[Rows from a dataset]
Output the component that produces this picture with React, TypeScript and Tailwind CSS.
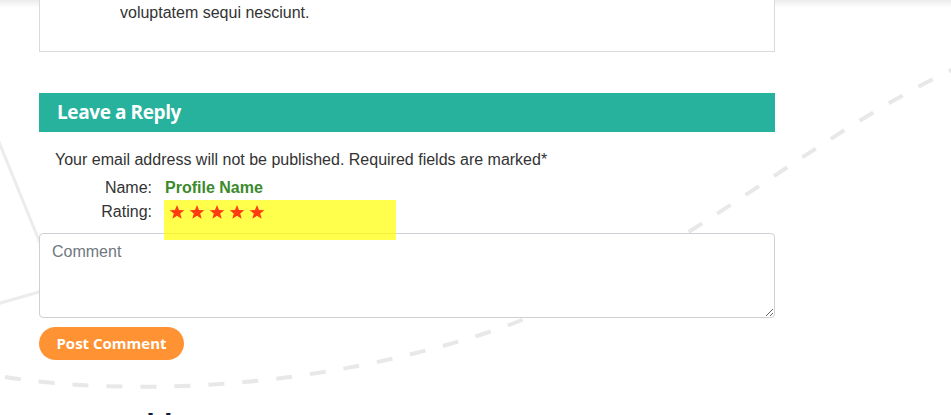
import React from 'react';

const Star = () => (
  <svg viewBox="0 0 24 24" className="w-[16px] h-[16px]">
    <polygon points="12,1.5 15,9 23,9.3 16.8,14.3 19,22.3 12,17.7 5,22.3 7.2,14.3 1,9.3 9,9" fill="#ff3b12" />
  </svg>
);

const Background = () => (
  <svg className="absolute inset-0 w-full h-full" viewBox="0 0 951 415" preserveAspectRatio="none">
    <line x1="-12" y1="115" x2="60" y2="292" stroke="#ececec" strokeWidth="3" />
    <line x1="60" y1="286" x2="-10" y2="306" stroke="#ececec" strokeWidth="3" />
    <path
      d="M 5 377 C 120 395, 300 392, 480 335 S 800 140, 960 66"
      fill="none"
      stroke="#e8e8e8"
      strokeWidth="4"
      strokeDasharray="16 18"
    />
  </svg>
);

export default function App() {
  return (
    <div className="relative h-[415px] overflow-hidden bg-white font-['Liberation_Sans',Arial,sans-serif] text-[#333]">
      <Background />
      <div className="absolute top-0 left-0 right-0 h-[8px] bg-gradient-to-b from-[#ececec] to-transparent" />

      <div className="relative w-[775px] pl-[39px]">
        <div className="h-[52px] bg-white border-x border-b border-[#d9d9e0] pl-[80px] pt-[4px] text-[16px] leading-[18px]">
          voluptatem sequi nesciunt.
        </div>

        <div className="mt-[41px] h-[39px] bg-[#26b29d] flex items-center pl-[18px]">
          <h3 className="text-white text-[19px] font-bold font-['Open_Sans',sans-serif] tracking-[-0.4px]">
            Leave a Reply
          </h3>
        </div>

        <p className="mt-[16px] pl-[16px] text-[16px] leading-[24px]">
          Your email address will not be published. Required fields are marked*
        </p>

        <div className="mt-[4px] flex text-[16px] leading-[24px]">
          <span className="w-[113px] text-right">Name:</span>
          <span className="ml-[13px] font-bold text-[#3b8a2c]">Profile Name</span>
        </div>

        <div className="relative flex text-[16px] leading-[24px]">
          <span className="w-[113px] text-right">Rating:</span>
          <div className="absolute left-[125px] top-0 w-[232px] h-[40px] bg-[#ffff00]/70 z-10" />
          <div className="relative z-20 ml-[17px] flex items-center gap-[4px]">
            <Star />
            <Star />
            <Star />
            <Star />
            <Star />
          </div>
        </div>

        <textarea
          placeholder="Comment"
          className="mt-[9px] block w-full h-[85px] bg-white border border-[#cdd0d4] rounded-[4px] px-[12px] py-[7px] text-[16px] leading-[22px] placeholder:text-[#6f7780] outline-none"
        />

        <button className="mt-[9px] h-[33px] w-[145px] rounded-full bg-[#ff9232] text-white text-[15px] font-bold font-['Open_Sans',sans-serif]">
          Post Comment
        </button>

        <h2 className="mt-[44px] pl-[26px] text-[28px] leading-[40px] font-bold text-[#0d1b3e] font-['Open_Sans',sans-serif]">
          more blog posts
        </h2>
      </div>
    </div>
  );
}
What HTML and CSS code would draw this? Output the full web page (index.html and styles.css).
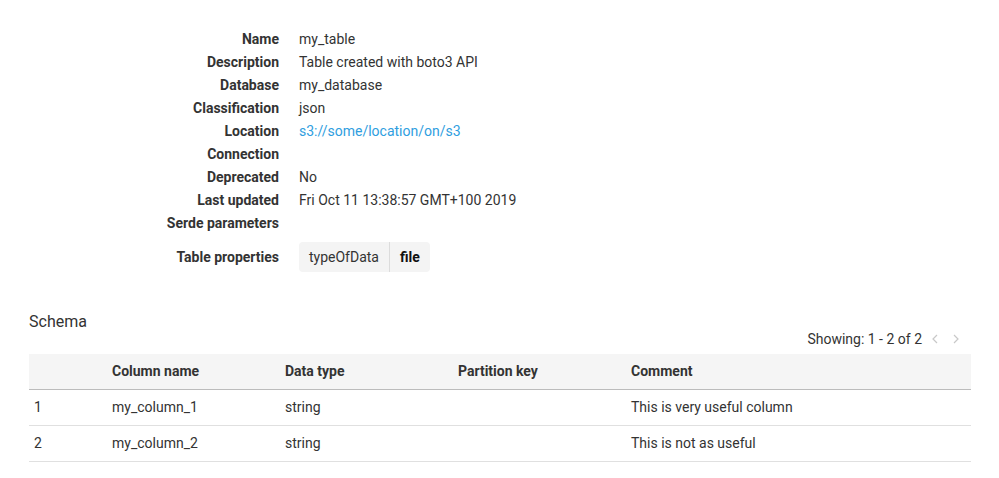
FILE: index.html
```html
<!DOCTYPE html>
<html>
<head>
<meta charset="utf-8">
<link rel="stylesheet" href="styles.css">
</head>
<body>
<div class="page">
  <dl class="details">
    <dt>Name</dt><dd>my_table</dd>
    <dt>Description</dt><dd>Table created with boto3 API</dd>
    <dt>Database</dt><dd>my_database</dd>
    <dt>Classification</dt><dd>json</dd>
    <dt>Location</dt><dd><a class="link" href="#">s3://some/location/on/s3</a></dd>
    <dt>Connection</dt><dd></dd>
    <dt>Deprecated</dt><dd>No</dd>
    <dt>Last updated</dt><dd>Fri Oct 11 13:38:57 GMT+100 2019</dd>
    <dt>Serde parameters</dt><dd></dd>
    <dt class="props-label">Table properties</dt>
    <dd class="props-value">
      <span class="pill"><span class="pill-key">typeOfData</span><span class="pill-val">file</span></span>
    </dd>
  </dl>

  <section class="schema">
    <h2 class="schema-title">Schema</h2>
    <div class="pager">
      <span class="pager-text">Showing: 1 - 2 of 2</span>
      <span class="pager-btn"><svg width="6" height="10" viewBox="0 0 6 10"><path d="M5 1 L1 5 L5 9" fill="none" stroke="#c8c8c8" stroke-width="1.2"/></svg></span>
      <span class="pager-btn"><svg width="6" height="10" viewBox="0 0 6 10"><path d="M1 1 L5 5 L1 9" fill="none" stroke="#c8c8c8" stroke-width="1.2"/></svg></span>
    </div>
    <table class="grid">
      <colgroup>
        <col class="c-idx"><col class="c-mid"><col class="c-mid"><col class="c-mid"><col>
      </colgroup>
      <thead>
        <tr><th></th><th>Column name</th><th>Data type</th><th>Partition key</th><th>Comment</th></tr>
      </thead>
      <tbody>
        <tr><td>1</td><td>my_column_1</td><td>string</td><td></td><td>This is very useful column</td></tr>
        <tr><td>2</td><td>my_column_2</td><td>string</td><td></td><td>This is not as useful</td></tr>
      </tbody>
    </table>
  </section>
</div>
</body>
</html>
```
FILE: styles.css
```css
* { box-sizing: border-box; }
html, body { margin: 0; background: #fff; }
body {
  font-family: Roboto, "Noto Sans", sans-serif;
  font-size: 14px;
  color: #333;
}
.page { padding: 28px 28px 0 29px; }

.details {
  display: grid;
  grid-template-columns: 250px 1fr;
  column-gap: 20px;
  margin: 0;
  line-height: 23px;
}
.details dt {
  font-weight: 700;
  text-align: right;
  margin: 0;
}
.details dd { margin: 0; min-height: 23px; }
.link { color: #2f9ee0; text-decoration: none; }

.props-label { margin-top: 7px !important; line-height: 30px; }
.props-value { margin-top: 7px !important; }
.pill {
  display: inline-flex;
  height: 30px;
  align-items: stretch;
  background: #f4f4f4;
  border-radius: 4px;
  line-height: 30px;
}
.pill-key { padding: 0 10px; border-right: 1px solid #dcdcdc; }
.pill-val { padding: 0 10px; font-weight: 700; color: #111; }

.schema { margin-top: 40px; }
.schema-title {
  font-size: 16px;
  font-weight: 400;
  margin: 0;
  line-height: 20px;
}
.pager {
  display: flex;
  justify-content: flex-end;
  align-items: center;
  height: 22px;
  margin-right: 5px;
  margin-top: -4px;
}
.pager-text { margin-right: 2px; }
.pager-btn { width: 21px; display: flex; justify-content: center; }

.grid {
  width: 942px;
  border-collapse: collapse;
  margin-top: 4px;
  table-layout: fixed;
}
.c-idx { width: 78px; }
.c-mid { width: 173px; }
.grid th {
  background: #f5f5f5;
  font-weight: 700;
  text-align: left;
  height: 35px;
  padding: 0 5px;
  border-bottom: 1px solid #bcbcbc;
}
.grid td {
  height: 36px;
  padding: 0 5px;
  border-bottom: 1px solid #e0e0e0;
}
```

Task
Reproduce the records, all of them, word for word; omit the pictures.

Written response
Output the component that produces this picture with React, TypeScript and Tailwind CSS.
import React from 'react';

const Star = () => (
  <svg viewBox="0 0 24 24" className="w-[16px] h-[16px]">
    <polygon points="12,1.5 15,9 23,9.3 16.8,14.3 19,22.3 12,17.7 5,22.3 7.2,14.3 1,9.3 9,9" fill="#ff3b12" />
  </svg>
);

const Background = () => (
  <svg className="absolute inset-0 w-full h-full" viewBox="0 0 951 415" preserveAspectRatio="none">
    <line x1="-12" y1="115" x2="60" y2="292" stroke="#ececec" strokeWidth="3" />
    <line x1="60" y1="286" x2="-10" y2="306" stroke="#ececec" strokeWidth="3" />
    <path
      d="M 5 377 C 120 395, 300 392, 480 335 S 800 140, 960 66"
      fill="none"
      stroke="#e8e8e8"
      strokeWidth="4"
      strokeDasharray="16 18"
    />
  </svg>
);

export default function App() {
  return (
    <div className="relative h-[415px] overflow-hidden bg-white font-['Liberation_Sans',Arial,sans-serif] text-[#333]">
      <Background />
      <div className="absolute top-0 left-0 right-0 h-[8px] bg-gradient-to-b from-[#ececec] to-transparent" />

      <div className="relative w-[775px] pl-[39px]">
        <div className="h-[52px] bg-white border-x border-b border-[#d9d9e0] pl-[80px] pt-[4px] text-[16px] leading-[18px]">
          voluptatem sequi nesciunt.
        </div>

        <div className="mt-[41px] h-[39px] bg-[#26b29d] flex items-center pl-[18px]">
          <h3 className="text-white text-[19px] font-bold font-['Open_Sans',sans-serif] tracking-[-0.4px]">
            Leave a Reply
          </h3>
        </div>

        <p className="mt-[16px] pl-[16px] text-[16px] leading-[24px]">
          Your email address will not be published. Required fields are marked*
        </p>

        <div className="mt-[4px] flex text-[16px] leading-[24px]">
          <span className="w-[113px] text-right">Name:</span>
          <span className="ml-[13px] font-bold text-[#3b8a2c]">Profile Name</span>
        </div>

        <div className="relative flex text-[16px] leading-[24px]">
          <span className="w-[113px] text-right">Rating:</span>
          <div className="absolute left-[125px] top-0 w-[232px] h-[40px] bg-[#ffff00]/70 z-10" />
          <div className="relative z-20 ml-[17px] flex items-center gap-[4px]">
            <Star />
            <Star />
            <Star />
            <Star />
            <Star />
          </div>
        </div>

        <textarea
          placeholder="Comment"
          className="mt-[9px] block w-full h-[85px] bg-white border border-[#cdd0d4] rounded-[4px] px-[12px] py-[7px] text-[16px] leading-[22px] placeholder:text-[#6f7780] outline-none"
        />

        <button className="mt-[9px] h-[33px] w-[145px] rounded-full bg-[#ff9232] text-white text-[15px] font-bold font-['Open_Sans',sans-serif]">
          Post Comment
        </button>

        <h2 className="mt-[44px] pl-[26px] text-[28px] leading-[40px] font-bold text-[#0d1b3e] font-['Open_Sans',sans-serif]">
          more blog posts
        </h2>
      </div>
    </div>
  );
}
What HTML and CSS code would draw this? Output the full web page (index.html and styles.css).
FILE: index.html
```html
<!DOCTYPE html>
<html>
<head>
<meta charset="utf-8">
<link rel="stylesheet" href="styles.css">
</head>
<body>
<div class="page">
  <dl class="details">
    <dt>Name</dt><dd>my_table</dd>
    <dt>Description</dt><dd>Table created with boto3 API</dd>
    <dt>Database</dt><dd>my_database</dd>
    <dt>Classification</dt><dd>json</dd>
    <dt>Location</dt><dd><a class="link" href="#">s3://some/location/on/s3</a></dd>
    <dt>Connection</dt><dd></dd>
    <dt>Deprecated</dt><dd>No</dd>
    <dt>Last updated</dt><dd>Fri Oct 11 13:38:57 GMT+100 2019</dd>
    <dt>Serde parameters</dt><dd></dd>
    <dt class="props-label">Table properties</dt>
    <dd class="props-value">
      <span class="pill"><span class="pill-key">typeOfData</span><span class="pill-val">file</span></span>
    </dd>
  </dl>

  <section class="schema">
    <h2 class="schema-title">Schema</h2>
    <div class="pager">
      <span class="pager-text">Showing: 1 - 2 of 2</span>
      <span class="pager-btn"><svg width="6" height="10" viewBox="0 0 6 10"><path d="M5 1 L1 5 L5 9" fill="none" stroke="#c8c8c8" stroke-width="1.2"/></svg></span>
      <span class="pager-btn"><svg width="6" height="10" viewBox="0 0 6 10"><path d="M1 1 L5 5 L1 9" fill="none" stroke="#c8c8c8" stroke-width="1.2"/></svg></span>
    </div>
    <table class="grid">
      <colgroup>
        <col class="c-idx"><col class="c-mid"><col class="c-mid"><col class="c-mid"><col>
      </colgroup>
      <thead>
        <tr><th></th><th>Column name</th><th>Data type</th><th>Partition key</th><th>Comment</th></tr>
      </thead>
      <tbody>
        <tr><td>1</td><td>my_column_1</td><td>string</td><td></td><td>This is very useful column</td></tr>
        <tr><td>2</td><td>my_column_2</td><td>string</td><td></td><td>This is not as useful</td></tr>
      </tbody>
    </table>
  </section>
</div>
</body>
</html>
```
FILE: styles.css
```css
* { box-sizing: border-box; }
html, body { margin: 0; background: #fff; }
body {
  font-family: Roboto, "Noto Sans", sans-serif;
  font-size: 14px;
  color: #333;
}
.page { padding: 28px 28px 0 29px; }

.details {
  display: grid;
  grid-template-columns: 250px 1fr;
  column-gap: 20px;
  margin: 0;
  line-height: 23px;
}
.details dt {
  font-weight: 700;
  text-align: right;
  margin: 0;
}
.details dd { margin: 0; min-height: 23px; }
.link { color: #2f9ee0; text-decoration: none; }

.props-label { margin-top: 7px !important; line-height: 30px; }
.props-value { margin-top: 7px !important; }
.pill {
  display: inline-flex;
  height: 30px;
  align-items: stretch;
  background: #f4f4f4;
  border-radius: 4px;
  line-height: 30px;
}
.pill-key { padding: 0 10px; border-right: 1px solid #dcdcdc; }
.pill-val { padding: 0 10px; font-weight: 700; color: #111; }

.schema { margin-top: 40px; }
.schema-title {
  font-size: 16px;
  font-weight: 400;
  margin: 0;
  line-height: 20px;
}
.pager {
  display: flex;
  justify-content: flex-end;
  align-items: center;
  height: 22px;
  margin-right: 5px;
  margin-top: -4px;
}
.pager-text { margin-right: 2px; }
.pager-btn { width: 21px; display: flex; justify-content: center; }

.grid {
  width: 942px;
  border-collapse: collapse;
  margin-top: 4px;
  table-layout: fixed;
}
.c-idx { width: 78px; }
.c-mid { width: 173px; }
.grid th {
  background: #f5f5f5;
  font-weight: 700;
  text-align: left;
  height: 35px;
  padding: 0 5px;
  border-bottom: 1px solid #bcbcbc;
}
.grid td {
  height: 36px;
  padding: 0 5px;
  border-bottom: 1px solid #e0e0e0;
}
```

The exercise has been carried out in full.